### SOURCE MATERIAL
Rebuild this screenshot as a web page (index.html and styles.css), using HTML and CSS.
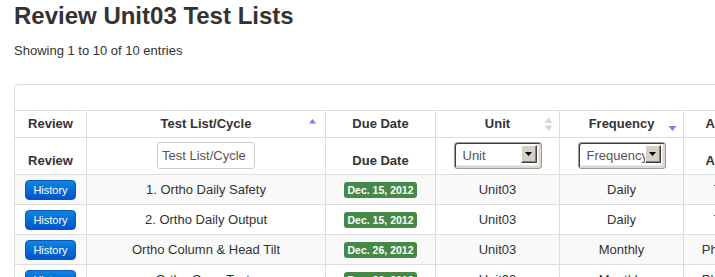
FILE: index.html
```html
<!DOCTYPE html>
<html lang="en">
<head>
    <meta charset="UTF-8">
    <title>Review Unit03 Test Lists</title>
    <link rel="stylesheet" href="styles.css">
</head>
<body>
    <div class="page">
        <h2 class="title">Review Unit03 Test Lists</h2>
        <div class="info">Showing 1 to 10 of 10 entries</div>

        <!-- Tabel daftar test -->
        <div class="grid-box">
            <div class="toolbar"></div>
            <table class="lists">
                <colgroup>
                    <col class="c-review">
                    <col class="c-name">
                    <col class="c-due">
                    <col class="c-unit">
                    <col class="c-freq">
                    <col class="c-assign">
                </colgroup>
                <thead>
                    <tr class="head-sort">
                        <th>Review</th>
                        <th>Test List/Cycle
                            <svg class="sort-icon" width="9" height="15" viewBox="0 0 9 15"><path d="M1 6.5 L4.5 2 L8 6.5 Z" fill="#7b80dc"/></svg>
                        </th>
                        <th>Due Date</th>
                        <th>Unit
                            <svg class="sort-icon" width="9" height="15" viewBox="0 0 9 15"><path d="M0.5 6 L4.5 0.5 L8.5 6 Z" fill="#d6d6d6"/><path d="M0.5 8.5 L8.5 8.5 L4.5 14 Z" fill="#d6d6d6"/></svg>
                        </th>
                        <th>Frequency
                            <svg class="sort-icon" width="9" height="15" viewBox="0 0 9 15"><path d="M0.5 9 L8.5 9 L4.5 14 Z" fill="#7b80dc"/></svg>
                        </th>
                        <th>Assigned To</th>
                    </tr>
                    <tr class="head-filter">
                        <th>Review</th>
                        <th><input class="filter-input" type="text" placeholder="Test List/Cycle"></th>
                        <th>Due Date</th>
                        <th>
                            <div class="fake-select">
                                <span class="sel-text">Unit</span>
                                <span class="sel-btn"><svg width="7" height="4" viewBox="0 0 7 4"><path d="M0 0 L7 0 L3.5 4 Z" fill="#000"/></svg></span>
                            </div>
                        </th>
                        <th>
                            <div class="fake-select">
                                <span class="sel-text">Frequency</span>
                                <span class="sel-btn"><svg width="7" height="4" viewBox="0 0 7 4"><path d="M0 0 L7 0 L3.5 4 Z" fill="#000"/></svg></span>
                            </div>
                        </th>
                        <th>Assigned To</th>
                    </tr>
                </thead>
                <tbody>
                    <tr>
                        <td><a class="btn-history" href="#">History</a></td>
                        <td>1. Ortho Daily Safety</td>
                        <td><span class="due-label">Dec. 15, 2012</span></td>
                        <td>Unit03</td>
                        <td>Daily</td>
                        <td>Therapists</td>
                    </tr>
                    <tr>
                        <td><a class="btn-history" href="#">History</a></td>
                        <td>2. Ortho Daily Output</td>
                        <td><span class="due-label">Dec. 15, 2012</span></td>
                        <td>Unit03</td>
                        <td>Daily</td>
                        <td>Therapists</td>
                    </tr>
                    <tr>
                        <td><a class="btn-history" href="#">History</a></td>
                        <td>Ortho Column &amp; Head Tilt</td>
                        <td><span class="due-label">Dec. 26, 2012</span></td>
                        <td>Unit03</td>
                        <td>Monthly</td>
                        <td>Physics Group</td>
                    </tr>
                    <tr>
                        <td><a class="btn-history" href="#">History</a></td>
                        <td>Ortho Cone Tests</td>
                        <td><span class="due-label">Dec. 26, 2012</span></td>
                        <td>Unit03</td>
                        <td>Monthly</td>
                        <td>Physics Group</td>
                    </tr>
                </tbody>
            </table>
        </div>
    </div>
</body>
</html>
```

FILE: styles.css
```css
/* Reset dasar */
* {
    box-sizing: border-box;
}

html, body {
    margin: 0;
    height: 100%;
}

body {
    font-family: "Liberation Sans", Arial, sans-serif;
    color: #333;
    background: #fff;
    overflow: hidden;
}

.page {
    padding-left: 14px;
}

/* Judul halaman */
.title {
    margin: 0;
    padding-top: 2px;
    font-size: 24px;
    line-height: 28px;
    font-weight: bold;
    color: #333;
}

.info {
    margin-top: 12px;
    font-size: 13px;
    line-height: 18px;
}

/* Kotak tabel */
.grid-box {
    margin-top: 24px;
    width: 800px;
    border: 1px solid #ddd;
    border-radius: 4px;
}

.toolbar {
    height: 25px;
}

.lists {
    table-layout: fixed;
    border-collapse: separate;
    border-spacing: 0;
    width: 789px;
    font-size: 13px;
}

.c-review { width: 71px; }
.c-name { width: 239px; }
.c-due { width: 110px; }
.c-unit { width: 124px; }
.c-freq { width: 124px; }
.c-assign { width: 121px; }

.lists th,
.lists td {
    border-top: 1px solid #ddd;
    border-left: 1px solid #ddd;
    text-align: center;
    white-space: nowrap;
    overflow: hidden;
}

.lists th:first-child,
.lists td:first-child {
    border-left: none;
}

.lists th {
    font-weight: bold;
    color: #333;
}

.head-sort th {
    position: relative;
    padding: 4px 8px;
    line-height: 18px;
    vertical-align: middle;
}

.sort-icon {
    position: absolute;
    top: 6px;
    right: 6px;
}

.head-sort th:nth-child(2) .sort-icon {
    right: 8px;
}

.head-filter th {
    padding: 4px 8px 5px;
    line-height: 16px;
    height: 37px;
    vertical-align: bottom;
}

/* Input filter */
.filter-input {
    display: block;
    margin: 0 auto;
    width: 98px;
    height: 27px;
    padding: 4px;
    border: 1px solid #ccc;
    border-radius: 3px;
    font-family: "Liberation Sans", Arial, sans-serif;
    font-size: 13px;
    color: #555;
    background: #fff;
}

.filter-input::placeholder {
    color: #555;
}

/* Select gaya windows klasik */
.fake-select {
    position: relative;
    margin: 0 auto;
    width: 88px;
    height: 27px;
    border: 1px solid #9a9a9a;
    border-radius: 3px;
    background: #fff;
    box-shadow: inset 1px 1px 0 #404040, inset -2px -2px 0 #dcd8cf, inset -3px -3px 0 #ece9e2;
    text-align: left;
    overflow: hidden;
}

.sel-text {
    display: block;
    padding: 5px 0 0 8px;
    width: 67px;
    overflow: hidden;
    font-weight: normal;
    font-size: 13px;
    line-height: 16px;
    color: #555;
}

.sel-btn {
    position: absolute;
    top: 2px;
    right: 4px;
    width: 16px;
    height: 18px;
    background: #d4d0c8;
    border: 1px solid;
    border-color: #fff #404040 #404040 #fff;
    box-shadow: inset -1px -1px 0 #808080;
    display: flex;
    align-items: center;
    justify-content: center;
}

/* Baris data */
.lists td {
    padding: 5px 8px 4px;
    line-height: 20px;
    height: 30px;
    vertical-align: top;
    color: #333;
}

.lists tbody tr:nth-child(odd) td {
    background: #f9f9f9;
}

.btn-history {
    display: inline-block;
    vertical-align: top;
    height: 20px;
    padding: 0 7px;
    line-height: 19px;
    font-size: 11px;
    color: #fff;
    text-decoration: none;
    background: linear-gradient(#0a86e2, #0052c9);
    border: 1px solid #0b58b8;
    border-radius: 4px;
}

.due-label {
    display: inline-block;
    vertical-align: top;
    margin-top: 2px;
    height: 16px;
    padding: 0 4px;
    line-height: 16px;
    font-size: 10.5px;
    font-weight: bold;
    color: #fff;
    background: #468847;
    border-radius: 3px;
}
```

### TASK
Extract all the data above exactly, excluding every picture.

### ANSWER BELOW
Rebuild this screenshot as a web page (index.html and styles.css), using HTML and CSS.
FILE: index.html
```html
<!DOCTYPE html>
<html lang="en">
<head>
    <meta charset="UTF-8">
    <title>Review Unit03 Test Lists</title>
    <link rel="stylesheet" href="styles.css">
</head>
<body>
    <div class="page">
        <h2 class="title">Review Unit03 Test Lists</h2>
        <div class="info">Showing 1 to 10 of 10 entries</div>

        <!-- Tabel daftar test -->
        <div class="grid-box">
            <div class="toolbar"></div>
            <table class="lists">
                <colgroup>
                    <col class="c-review">
                    <col class="c-name">
                    <col class="c-due">
                    <col class="c-unit">
                    <col class="c-freq">
                    <col class="c-assign">
                </colgroup>
                <thead>
                    <tr class="head-sort">
                        <th>Review</th>
                        <th>Test List/Cycle
                            <svg class="sort-icon" width="9" height="15" viewBox="0 0 9 15"><path d="M1 6.5 L4.5 2 L8 6.5 Z" fill="#7b80dc"/></svg>
                        </th>
                        <th>Due Date</th>
                        <th>Unit
                            <svg class="sort-icon" width="9" height="15" viewBox="0 0 9 15"><path d="M0.5 6 L4.5 0.5 L8.5 6 Z" fill="#d6d6d6"/><path d="M0.5 8.5 L8.5 8.5 L4.5 14 Z" fill="#d6d6d6"/></svg>
                        </th>
                        <th>Frequency
                            <svg class="sort-icon" width="9" height="15" viewBox="0 0 9 15"><path d="M0.5 9 L8.5 9 L4.5 14 Z" fill="#7b80dc"/></svg>
                        </th>
                        <th>Assigned To</th>
                    </tr>
                    <tr class="head-filter">
                        <th>Review</th>
                        <th><input class="filter-input" type="text" placeholder="Test List/Cycle"></th>
                        <th>Due Date</th>
                        <th>
                            <div class="fake-select">
                                <span class="sel-text">Unit</span>
                                <span class="sel-btn"><svg width="7" height="4" viewBox="0 0 7 4"><path d="M0 0 L7 0 L3.5 4 Z" fill="#000"/></svg></span>
                            </div>
                        </th>
                        <th>
                            <div class="fake-select">
                                <span class="sel-text">Frequency</span>
                                <span class="sel-btn"><svg width="7" height="4" viewBox="0 0 7 4"><path d="M0 0 L7 0 L3.5 4 Z" fill="#000"/></svg></span>
                            </div>
                        </th>
                        <th>Assigned To</th>
                    </tr>
                </thead>
                <tbody>
                    <tr>
                        <td><a class="btn-history" href="#">History</a></td>
                        <td>1. Ortho Daily Safety</td>
                        <td><span class="due-label">Dec. 15, 2012</span></td>
                        <td>Unit03</td>
                        <td>Daily</td>
                        <td>Therapists</td>
                    </tr>
                    <tr>
                        <td><a class="btn-history" href="#">History</a></td>
                        <td>2. Ortho Daily Output</td>
                        <td><span class="due-label">Dec. 15, 2012</span></td>
                        <td>Unit03</td>
                        <td>Daily</td>
                        <td>Therapists</td>
                    </tr>
                    <tr>
                        <td><a class="btn-history" href="#">History</a></td>
                        <td>Ortho Column &amp; Head Tilt</td>
                        <td><span class="due-label">Dec. 26, 2012</span></td>
                        <td>Unit03</td>
                        <td>Monthly</td>
                        <td>Physics Group</td>
                    </tr>
                    <tr>
                        <td><a class="btn-history" href="#">History</a></td>
                        <td>Ortho Cone Tests</td>
                        <td><span class="due-label">Dec. 26, 2012</span></td>
                        <td>Unit03</td>
                        <td>Monthly</td>
                        <td>Physics Group</td>
                    </tr>
                </tbody>
            </table>
        </div>
    </div>
</body>
</html>
```

FILE: styles.css
```css
/* Reset dasar */
* {
    box-sizing: border-box;
}

html, body {
    margin: 0;
    height: 100%;
}

body {
    font-family: "Liberation Sans", Arial, sans-serif;
    color: #333;
    background: #fff;
    overflow: hidden;
}

.page {
    padding-left: 14px;
}

/* Judul halaman */
.title {
    margin: 0;
    padding-top: 2px;
    font-size: 24px;
    line-height: 28px;
    font-weight: bold;
    color: #333;
}

.info {
    margin-top: 12px;
    font-size: 13px;
    line-height: 18px;
}

/* Kotak tabel */
.grid-box {
    margin-top: 24px;
    width: 800px;
    border: 1px solid #ddd;
    border-radius: 4px;
}

.toolbar {
    height: 25px;
}

.lists {
    table-layout: fixed;
    border-collapse: separate;
    border-spacing: 0;
    width: 789px;
    font-size: 13px;
}

.c-review { width: 71px; }
.c-name { width: 239px; }
.c-due { width: 110px; }
.c-unit { width: 124px; }
.c-freq { width: 124px; }
.c-assign { width: 121px; }

.lists th,
.lists td {
    border-top: 1px solid #ddd;
    border-left: 1px solid #ddd;
    text-align: center;
    white-space: nowrap;
    overflow: hidden;
}

.lists th:first-child,
.lists td:first-child {
    border-left: none;
}

.lists th {
    font-weight: bold;
    color: #333;
}

.head-sort th {
    position: relative;
    padding: 4px 8px;
    line-height: 18px;
    vertical-align: middle;
}

.sort-icon {
    position: absolute;
    top: 6px;
    right: 6px;
}

.head-sort th:nth-child(2) .sort-icon {
    right: 8px;
}

.head-filter th {
    padding: 4px 8px 5px;
    line-height: 16px;
    height: 37px;
    vertical-align: bottom;
}

/* Input filter */
.filter-input {
    display: block;
    margin: 0 auto;
    width: 98px;
    height: 27px;
    padding: 4px;
    border: 1px solid #ccc;
    border-radius: 3px;
    font-family: "Liberation Sans", Arial, sans-serif;
    font-size: 13px;
    color: #555;
    background: #fff;
}

.filter-input::placeholder {
    color: #555;
}

/* Select gaya windows klasik */
.fake-select {
    position: relative;
    margin: 0 auto;
    width: 88px;
    height: 27px;
    border: 1px solid #9a9a9a;
    border-radius: 3px;
    background: #fff;
    box-shadow: inset 1px 1px 0 #404040, inset -2px -2px 0 #dcd8cf, inset -3px -3px 0 #ece9e2;
    text-align: left;
    overflow: hidden;
}

.sel-text {
    display: block;
    padding: 5px 0 0 8px;
    width: 67px;
    overflow: hidden;
    font-weight: normal;
    font-size: 13px;
    line-height: 16px;
    color: #555;
}

.sel-btn {
    position: absolute;
    top: 2px;
    right: 4px;
    width: 16px;
    height: 18px;
    background: #d4d0c8;
    border: 1px solid;
    border-color: #fff #404040 #404040 #fff;
    box-shadow: inset -1px -1px 0 #808080;
    display: flex;
    align-items: center;
    justify-content: center;
}

/* Baris data */
.lists td {
    padding: 5px 8px 4px;
    line-height: 20px;
    height: 30px;
    vertical-align: top;
    color: #333;
}

.lists tbody tr:nth-child(odd) td {
    background: #f9f9f9;
}

.btn-history {
    display: inline-block;
    vertical-align: top;
    height: 20px;
    padding: 0 7px;
    line-height: 19px;
    font-size: 11px;
    color: #fff;
    text-decoration: none;
    background: linear-gradient(#0a86e2, #0052c9);
    border: 1px solid #0b58b8;
    border-radius: 4px;
}

.due-label {
    display: inline-block;
    vertical-align: top;
    margin-top: 2px;
    height: 16px;
    padding: 0 4px;
    line-height: 16px;
    font-size: 10.5px;
    font-weight: bold;
    color: #fff;
    background: #468847;
    border-radius: 3px;
}
```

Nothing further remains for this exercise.